I’ll never forget being at 20th Century studios on Pico Boulevard in Los Angeles with Placido Domingo pulling me aside as I was conducting the orchestra for his 1985 “pop” album “Save Your Nights For Me”. He said “Barry, please take your time with the ritardandos, and push the accellerando’s – I like my music dynamic”!
But the “traditional music business” has been in decline ever since “the kids” started trading and copying music files without compensating the creators (artists, writers, publishers, and record companies). I began to turn my attention to musical theater. Introduced to me by Irv Azoff himself, Jeffery Mundy (who at the time was Irv’s personal chef) and I became friends in the late 1980’s and by the mid 1990’s had written our first musical, “Mississippi Moon”. It was one of the first musicals developed by The Disney/ASCAP West Coast Musical Theater Workshop. We learned A LOT from Stephen Michael Schwartz, Marylin Bergman and Dean Pitchford. Although we haven’t gotten that show produced (YET), by going through that process we knew that something artistically special can come from working tirelessly on a project together.
So fast forward to 2013 when Jeffery told me he was in China and that he was beginning to write a show on the life of silent film star Clara Bow. I had heard of Clara, I knew she was “The IT Girl”, but hadn’t ever seen her on screen. The thought of speculating on yet another big project that would involve hundreds of hours of work and would PROBABLY cost me untold sums of money did NOT appeal to me, even though I knew first hand of Jeffery’s immense writing talent. I told him “NO” several times, but he persisted in asking me to “just write a melody for one song”. FAMOUS LAST WORDS.
Also it just so happened that at the time Clara Bow’s film “IT” was being shown with live orchestra at a Hollywood film festival and I went to see it. Was I blown away by Clara’s unique acting talent, beauty and charm! That did it – I was “in”. I realized that Clara Bow wasn’t just the pretty face that Jeffery had so expertly painted with his oils. AND I got drawn in even further after reading Ralph Stenn’s biography “Clara Bow – Runnin’ Wild”. How Clara SOMEHOW rose above such an unfortunate personal life in the tenement slums of Brooklyn in the early 1900’s, raised by an abusive father and an institutionalized crazy mother, is even more inspiring.
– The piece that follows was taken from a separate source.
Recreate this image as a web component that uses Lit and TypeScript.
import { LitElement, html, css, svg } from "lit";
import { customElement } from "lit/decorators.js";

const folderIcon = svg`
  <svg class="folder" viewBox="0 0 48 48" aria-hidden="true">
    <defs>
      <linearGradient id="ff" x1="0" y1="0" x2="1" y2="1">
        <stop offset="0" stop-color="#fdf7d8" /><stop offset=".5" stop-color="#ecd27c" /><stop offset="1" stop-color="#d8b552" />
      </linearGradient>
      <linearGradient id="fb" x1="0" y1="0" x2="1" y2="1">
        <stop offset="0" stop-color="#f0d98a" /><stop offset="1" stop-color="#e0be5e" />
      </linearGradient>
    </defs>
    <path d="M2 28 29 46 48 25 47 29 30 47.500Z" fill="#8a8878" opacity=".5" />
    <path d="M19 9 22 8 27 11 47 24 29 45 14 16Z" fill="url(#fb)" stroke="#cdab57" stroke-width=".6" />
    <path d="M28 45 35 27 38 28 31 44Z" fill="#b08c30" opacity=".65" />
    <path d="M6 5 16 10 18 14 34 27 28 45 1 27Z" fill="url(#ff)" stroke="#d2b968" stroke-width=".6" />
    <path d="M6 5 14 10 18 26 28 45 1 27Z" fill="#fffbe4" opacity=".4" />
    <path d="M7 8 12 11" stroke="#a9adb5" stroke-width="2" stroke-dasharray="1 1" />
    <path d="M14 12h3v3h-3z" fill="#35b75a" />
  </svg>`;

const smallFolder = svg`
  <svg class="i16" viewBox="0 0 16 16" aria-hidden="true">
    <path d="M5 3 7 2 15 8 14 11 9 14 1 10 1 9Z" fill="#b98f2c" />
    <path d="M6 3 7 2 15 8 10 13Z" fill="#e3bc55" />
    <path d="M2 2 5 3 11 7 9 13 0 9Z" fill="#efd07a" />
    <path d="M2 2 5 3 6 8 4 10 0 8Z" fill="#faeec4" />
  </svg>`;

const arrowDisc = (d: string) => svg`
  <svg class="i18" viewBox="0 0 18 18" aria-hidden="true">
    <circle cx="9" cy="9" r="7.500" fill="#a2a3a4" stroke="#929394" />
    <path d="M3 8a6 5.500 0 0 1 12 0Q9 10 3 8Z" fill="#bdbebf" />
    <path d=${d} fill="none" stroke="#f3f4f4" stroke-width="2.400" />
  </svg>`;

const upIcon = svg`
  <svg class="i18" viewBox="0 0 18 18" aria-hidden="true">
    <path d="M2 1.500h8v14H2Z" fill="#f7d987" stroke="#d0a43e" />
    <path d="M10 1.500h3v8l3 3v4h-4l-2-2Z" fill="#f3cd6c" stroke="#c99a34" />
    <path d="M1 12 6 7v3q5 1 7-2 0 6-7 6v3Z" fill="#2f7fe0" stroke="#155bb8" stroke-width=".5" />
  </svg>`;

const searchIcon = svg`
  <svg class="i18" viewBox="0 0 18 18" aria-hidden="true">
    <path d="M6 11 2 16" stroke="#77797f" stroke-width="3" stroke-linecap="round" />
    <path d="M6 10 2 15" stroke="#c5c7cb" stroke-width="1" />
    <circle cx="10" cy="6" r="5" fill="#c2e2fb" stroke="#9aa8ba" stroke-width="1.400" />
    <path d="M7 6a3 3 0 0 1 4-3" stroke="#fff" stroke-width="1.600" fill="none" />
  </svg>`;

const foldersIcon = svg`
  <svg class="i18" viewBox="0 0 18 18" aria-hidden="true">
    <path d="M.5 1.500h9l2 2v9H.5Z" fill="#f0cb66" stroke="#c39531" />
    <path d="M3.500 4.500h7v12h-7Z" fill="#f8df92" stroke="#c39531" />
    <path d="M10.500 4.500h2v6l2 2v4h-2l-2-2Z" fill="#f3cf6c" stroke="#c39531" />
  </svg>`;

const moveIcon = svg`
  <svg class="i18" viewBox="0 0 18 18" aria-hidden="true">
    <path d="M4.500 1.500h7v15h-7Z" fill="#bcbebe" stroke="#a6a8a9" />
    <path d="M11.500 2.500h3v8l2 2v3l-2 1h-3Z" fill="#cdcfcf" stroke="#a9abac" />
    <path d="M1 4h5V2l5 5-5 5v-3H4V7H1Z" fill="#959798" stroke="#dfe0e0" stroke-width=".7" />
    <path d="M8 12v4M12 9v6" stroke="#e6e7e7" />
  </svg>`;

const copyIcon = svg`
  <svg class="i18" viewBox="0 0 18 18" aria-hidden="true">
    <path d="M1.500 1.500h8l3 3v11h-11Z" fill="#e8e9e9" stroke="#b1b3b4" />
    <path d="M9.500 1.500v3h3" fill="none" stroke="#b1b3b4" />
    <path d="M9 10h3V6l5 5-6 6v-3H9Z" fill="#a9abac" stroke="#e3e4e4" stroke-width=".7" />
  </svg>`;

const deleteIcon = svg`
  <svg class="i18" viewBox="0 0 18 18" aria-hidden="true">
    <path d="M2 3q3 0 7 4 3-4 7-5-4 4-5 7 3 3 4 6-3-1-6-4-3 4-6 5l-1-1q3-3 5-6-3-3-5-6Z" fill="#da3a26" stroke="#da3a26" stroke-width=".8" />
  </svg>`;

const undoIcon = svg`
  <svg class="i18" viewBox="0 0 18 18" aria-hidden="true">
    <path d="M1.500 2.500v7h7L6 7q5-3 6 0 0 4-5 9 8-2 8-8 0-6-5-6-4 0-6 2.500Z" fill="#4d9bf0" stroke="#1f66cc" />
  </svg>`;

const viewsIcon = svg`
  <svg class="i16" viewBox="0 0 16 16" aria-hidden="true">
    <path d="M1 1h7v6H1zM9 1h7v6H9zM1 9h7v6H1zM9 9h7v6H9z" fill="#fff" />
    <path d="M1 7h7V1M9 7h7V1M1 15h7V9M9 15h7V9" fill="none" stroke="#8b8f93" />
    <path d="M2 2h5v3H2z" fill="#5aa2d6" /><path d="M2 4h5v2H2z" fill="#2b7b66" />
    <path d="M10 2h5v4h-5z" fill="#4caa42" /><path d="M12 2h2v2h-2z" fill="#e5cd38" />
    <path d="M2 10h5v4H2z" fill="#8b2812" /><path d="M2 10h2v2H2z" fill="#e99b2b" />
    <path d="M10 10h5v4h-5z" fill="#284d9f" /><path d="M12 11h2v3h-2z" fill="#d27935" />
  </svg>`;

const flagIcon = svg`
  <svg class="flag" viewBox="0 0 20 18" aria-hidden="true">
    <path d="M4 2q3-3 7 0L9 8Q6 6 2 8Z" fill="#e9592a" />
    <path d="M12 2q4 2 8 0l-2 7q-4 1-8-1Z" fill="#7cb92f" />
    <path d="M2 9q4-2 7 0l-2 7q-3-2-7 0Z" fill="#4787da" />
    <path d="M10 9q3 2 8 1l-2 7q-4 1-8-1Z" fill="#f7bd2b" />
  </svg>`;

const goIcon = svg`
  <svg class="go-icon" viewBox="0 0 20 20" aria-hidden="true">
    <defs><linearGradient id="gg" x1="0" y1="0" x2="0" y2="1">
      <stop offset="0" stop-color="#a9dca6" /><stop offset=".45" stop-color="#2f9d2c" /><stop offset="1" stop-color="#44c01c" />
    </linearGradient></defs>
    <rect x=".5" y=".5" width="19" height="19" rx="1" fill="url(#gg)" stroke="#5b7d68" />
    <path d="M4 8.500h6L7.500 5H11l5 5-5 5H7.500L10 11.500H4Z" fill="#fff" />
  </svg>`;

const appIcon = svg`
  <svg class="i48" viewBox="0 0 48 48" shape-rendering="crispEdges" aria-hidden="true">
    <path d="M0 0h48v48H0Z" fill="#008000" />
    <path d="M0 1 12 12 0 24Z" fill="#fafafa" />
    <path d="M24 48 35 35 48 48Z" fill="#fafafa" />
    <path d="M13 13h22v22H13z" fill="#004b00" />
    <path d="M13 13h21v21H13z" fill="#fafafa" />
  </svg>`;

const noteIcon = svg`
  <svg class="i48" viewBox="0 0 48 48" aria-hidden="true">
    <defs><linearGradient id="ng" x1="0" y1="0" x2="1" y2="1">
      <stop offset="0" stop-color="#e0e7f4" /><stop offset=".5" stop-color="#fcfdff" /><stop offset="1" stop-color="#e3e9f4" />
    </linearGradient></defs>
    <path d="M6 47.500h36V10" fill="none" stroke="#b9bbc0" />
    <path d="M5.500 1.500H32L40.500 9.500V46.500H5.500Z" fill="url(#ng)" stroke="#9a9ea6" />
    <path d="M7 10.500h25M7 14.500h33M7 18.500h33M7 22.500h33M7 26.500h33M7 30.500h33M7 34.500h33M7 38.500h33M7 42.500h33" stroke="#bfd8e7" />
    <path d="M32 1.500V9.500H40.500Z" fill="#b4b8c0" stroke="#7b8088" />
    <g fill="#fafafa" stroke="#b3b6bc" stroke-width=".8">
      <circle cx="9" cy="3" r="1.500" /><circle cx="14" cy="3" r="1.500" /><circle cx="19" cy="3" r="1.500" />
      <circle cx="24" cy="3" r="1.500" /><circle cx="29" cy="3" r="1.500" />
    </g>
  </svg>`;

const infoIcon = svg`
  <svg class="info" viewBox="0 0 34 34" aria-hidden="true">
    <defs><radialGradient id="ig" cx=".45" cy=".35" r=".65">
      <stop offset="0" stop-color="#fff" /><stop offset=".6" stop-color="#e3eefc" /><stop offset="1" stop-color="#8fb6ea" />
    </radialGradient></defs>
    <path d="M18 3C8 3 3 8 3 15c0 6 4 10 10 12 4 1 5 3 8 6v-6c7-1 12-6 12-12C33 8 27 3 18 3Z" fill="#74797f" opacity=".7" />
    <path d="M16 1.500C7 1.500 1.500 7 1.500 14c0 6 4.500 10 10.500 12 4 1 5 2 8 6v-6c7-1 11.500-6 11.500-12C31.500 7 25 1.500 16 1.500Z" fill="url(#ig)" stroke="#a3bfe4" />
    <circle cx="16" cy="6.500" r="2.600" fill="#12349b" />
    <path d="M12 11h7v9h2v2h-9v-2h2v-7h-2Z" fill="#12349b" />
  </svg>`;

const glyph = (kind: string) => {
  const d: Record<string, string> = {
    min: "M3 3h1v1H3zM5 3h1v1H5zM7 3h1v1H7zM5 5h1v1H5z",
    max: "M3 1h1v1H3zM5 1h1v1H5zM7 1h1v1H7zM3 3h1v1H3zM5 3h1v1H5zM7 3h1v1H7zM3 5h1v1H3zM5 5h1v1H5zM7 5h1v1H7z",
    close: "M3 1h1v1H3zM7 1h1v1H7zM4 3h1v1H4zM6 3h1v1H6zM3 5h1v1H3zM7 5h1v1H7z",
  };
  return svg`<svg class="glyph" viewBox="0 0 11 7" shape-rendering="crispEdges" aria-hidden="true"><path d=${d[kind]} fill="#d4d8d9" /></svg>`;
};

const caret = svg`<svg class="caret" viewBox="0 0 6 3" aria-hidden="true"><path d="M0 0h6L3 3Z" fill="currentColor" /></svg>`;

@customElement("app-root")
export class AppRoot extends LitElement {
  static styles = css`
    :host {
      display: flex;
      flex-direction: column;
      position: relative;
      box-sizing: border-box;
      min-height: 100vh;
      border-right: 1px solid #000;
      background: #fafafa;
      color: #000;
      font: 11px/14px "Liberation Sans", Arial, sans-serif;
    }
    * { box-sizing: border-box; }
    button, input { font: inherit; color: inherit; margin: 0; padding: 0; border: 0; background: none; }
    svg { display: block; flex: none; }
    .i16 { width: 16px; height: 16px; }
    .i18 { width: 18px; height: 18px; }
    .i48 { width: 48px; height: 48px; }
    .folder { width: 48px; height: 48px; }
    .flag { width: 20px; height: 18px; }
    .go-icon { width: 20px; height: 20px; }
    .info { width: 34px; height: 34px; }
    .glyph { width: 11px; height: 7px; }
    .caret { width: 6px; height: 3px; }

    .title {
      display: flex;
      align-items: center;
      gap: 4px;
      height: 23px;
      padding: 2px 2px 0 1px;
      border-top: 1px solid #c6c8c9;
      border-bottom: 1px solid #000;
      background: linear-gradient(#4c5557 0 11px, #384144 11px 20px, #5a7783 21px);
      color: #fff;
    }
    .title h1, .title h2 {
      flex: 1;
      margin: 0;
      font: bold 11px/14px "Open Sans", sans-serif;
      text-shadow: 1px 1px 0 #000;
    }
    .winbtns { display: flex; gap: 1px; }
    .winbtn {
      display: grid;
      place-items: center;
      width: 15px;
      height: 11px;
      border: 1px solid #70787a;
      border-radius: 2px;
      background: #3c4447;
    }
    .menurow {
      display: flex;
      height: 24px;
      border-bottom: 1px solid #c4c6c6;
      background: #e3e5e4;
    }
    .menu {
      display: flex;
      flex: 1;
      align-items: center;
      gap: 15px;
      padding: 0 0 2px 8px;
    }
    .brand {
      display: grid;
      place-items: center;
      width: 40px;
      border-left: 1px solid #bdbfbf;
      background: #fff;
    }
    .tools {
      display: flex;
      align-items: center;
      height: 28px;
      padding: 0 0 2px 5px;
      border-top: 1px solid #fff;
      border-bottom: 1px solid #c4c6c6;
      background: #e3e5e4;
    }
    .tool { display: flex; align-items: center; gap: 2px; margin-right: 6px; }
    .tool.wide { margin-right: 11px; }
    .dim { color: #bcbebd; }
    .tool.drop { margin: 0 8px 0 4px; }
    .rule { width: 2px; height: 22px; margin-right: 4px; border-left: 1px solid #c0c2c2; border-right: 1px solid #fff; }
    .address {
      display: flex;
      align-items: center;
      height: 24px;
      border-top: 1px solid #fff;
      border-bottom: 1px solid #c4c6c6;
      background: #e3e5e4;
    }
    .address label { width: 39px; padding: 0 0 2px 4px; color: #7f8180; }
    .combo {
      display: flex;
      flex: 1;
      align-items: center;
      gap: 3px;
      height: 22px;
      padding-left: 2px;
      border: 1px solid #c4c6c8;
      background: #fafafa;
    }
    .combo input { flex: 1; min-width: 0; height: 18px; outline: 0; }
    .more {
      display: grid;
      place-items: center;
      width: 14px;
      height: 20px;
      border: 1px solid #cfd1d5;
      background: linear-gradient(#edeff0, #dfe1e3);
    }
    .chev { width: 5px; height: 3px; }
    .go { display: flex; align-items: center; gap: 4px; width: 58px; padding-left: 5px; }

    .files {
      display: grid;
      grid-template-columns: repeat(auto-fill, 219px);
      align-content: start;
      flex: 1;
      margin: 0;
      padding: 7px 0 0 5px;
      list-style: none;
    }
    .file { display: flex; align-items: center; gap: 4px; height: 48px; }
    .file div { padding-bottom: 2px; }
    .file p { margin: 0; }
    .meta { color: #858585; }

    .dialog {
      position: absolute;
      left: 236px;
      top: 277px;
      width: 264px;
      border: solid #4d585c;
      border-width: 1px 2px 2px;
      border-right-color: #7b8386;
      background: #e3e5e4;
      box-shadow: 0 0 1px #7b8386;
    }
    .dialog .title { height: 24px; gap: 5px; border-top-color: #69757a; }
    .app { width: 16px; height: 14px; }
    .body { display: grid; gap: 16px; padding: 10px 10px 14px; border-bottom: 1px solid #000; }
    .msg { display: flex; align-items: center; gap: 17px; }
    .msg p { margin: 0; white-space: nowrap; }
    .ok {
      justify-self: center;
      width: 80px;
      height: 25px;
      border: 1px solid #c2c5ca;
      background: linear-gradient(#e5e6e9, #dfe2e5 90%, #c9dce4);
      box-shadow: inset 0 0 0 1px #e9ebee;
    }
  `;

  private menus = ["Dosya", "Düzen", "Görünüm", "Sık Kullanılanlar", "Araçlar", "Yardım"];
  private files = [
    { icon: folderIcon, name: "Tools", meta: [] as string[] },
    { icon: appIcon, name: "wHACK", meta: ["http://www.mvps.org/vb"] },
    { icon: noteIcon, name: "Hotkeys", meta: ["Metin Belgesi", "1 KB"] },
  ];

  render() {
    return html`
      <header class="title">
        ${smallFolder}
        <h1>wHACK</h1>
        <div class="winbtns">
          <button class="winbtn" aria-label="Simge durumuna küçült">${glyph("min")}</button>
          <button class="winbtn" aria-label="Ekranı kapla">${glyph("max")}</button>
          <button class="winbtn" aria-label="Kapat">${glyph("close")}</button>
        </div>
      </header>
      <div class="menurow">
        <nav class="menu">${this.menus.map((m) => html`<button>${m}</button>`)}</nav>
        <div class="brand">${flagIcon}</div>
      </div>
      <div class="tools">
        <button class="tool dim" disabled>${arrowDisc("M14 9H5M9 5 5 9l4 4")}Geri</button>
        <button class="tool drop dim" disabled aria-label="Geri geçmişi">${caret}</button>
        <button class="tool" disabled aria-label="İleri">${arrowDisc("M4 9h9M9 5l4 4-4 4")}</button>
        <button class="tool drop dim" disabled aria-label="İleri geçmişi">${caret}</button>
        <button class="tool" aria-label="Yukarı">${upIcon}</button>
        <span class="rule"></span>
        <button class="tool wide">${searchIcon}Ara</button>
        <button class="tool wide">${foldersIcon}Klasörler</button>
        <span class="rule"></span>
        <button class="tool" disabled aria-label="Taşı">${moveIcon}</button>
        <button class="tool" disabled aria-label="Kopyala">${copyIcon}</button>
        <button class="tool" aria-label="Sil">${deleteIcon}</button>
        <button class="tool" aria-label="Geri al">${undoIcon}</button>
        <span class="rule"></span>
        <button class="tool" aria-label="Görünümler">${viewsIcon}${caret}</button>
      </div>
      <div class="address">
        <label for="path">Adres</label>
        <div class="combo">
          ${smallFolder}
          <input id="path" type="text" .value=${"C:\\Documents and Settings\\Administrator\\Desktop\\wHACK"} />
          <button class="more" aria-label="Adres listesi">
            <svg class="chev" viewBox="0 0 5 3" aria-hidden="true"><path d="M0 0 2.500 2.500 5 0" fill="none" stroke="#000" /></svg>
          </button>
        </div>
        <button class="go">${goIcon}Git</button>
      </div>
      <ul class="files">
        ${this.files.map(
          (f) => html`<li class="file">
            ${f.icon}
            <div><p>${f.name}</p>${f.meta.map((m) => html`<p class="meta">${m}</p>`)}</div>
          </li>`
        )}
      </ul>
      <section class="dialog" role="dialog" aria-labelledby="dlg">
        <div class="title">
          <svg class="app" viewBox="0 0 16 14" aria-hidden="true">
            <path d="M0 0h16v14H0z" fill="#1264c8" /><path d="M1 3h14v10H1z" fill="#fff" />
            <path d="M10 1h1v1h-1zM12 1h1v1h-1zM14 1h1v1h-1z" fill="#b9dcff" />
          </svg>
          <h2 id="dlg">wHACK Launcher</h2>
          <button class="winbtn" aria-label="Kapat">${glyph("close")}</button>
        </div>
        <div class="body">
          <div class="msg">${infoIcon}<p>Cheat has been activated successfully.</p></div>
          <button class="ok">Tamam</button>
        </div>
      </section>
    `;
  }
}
That first song I wrote with Jeffery for the show has turned out to be the show’s opening number “(I’m Gonna Be A) Movie Star” and it immediately sent our spirits soaring. Since then, with each new song, each script re-write, our enthusiasm has continued to rise. My earlier experiences with all the big-time stars now pale when compared to the RUSH of pursuing this undeniable Clara Bow dream.
Wonderful story and well told, Barry
This is pretty cool; I wasn’t aware of the caliber of talent putting this musical production together. Thanks for sharing!